Is there someone who should stay away from TSW? Maybe. I would not advise one to play if you just "don't get" the horror genre or the supernatural/paranormal genre of novels that have flooded the market in recent years. I would not play this game if you are uncomfortable with modern or adult themes (i.e. the Dragons use sex as a means of attaining the supernatural energy necessary for certain spells such as a vision in the intro area). If you have ever found WoW's talent trees to be a bit troublesome or annoying to figure out, then TSW is definitely not for you. If you ever read American Gods or Butcher's Dresden Files and didn't like it, then TSW is really not gonna appeal. If you find long voiced conversations in story plots to be a tedious thing you fast forward through to get to the pvp....then, well, they have pvp (haven't tried it yet) but this game is probably not for you. I've heard complaints from a few of my wife's cohorts in SWTOR that they thought the controls were too "sluggish" to play and enjoy (such complaints from a heavy pvp crowd btw)....if you're focused on the controls being sluggish as a key detraction, then you're sort of missing the point of this game. I would describe them as being slightly more realistic and less spazzy than a typical MMO; anyone who's ever played survival horror games will not notice anything wrong with the controls at all. My wife noticed it, but she quickly adjusted.

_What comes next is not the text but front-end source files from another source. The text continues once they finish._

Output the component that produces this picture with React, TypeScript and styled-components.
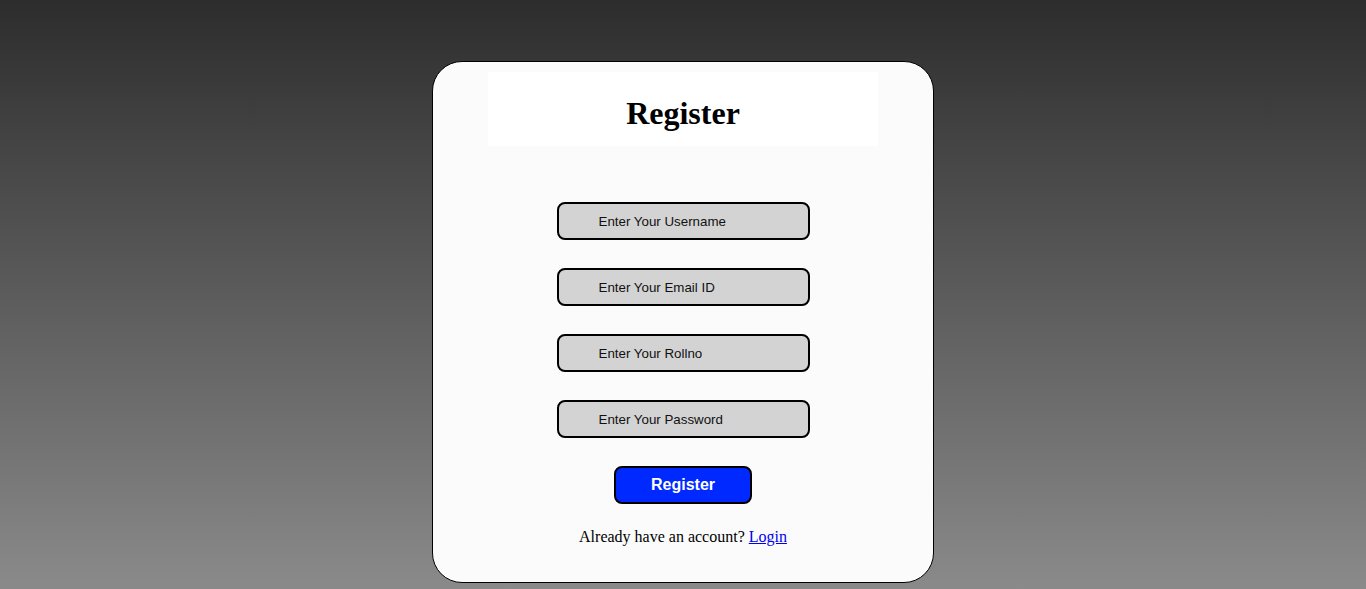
import React from 'react'
import styled, { createGlobalStyle } from 'styled-components'

const GlobalStyle = createGlobalStyle`
  html, body {
    margin: 0;
    padding: 0;
  }
  body {
    font-family: "Liberation Serif", "Times New Roman", serif;
  }
`

const Page = styled.div`
  min-height: 589px;
  display: flex;
  justify-content: center;
  align-items: flex-start;
  padding-top: 61px;
  box-sizing: border-box;
  background: linear-gradient(to bottom, #2d2d2d, #8a8a8a);
`

const Card = styled.div`
  width: 502px;
  height: 522px;
  box-sizing: border-box;
  border: 1px solid #000;
  border-radius: 30px;
  background: #fbfbfb;
  padding-top: 10px;
  display: flex;
  flex-direction: column;
  align-items: center;
`

const Header = styled.div`
  width: 390px;
  height: 74px;
  box-sizing: border-box;
  padding-top: 8px;
  background: #fff;
  display: flex;
  align-items: center;
  justify-content: center;
`

const Title = styled.h1`
  margin: 0;
  font-size: 32px;
  font-weight: bold;
  color: #000;
  font-family: "Liberation Serif", "Times New Roman", serif;
`

const Form = styled.form`
  margin-top: 56px;
  display: flex;
  flex-direction: column;
  align-items: center;
  gap: 28px;
`

const Field = styled.input`
  width: 253px;
  height: 38px;
  box-sizing: border-box;
  border: 2px solid #000;
  border-radius: 8px;
  background: #d3d3d3;
  padding: 0 0 0 40px;
  font-family: "Liberation Sans", Arial, sans-serif;
  font-size: 13.33px;
  color: #000;
  outline: none;

  &::placeholder {
    color: #111;
  }
`

const Submit = styled.button`
  width: 138px;
  height: 38px;
  box-sizing: border-box;
  border: 2px solid #000;
  border-radius: 8px;
  background: #0029ff;
  color: #fff;
  font-family: "Liberation Sans", Arial, sans-serif;
  font-size: 16px;
  font-weight: bold;
  cursor: pointer;
`

const Footer = styled.p`
  margin: 24px 0 0;
  font-size: 16px;
  line-height: 18px;
  color: #000;
`

const LoginLink = styled.a`
  color: #0000ee;
  text-decoration: underline;
`

export default function App() {
  return (
    <>
      <GlobalStyle />
      <Page>
        <Card>
          <Header>
            <Title>Register</Title>
          </Header>
          <Form onSubmit={(e) => e.preventDefault()}>
            <Field type="text" placeholder="Enter Your Username" />
            <Field type="email" placeholder="Enter Your Email ID" />
            <Field type="text" placeholder="Enter Your Rollno" />
            <Field type="password" placeholder="Enter Your Password" />
            <Submit type="submit">Register</Submit>
          </Form>
          <Footer>
            Already have an account? <LoginLink href="#">Login</LoginLink>
          </Footer>
        </Card>
      </Page>
    </>
  )
}
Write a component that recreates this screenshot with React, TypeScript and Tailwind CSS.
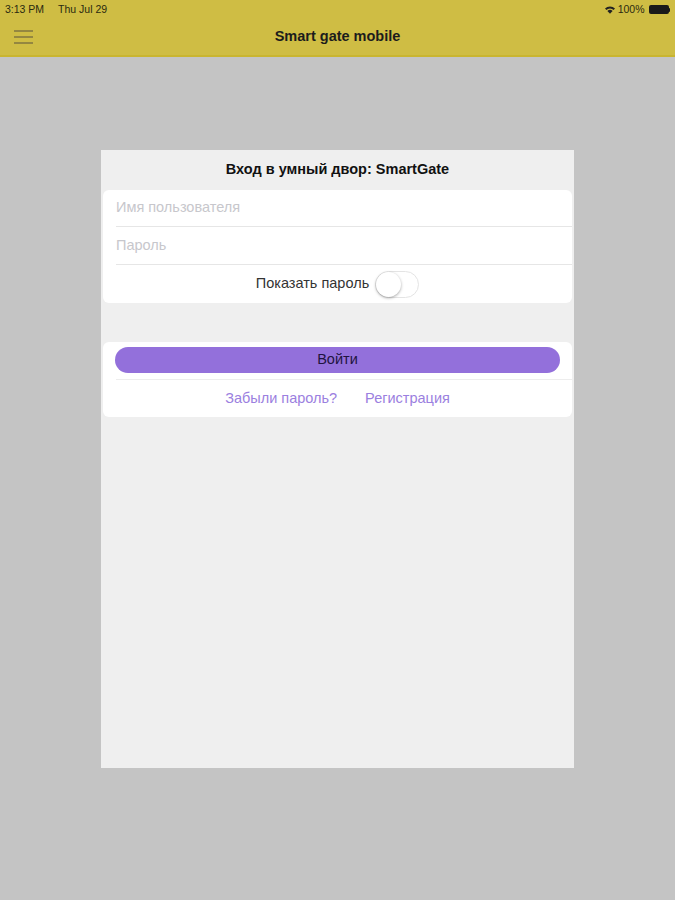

So anyway, I'll try not to neglect the blog too much, but I am planning on playing a lot of TSW in the next few weeks...it's got that compelling "want to play" quality that is hard to find in the jaded landscape of MMOs and burnt-out MMO players these days. I have to say that it's been a good year as an MMO fan for me, if only because Rift and The Secret World have both reinvigorated my interest in this type of game.
I will definitely provide more feedback on it as I play further along, and open up more regions. I'm very interested to see what else the game has in store, given just how impressive the Kingsmouth area is.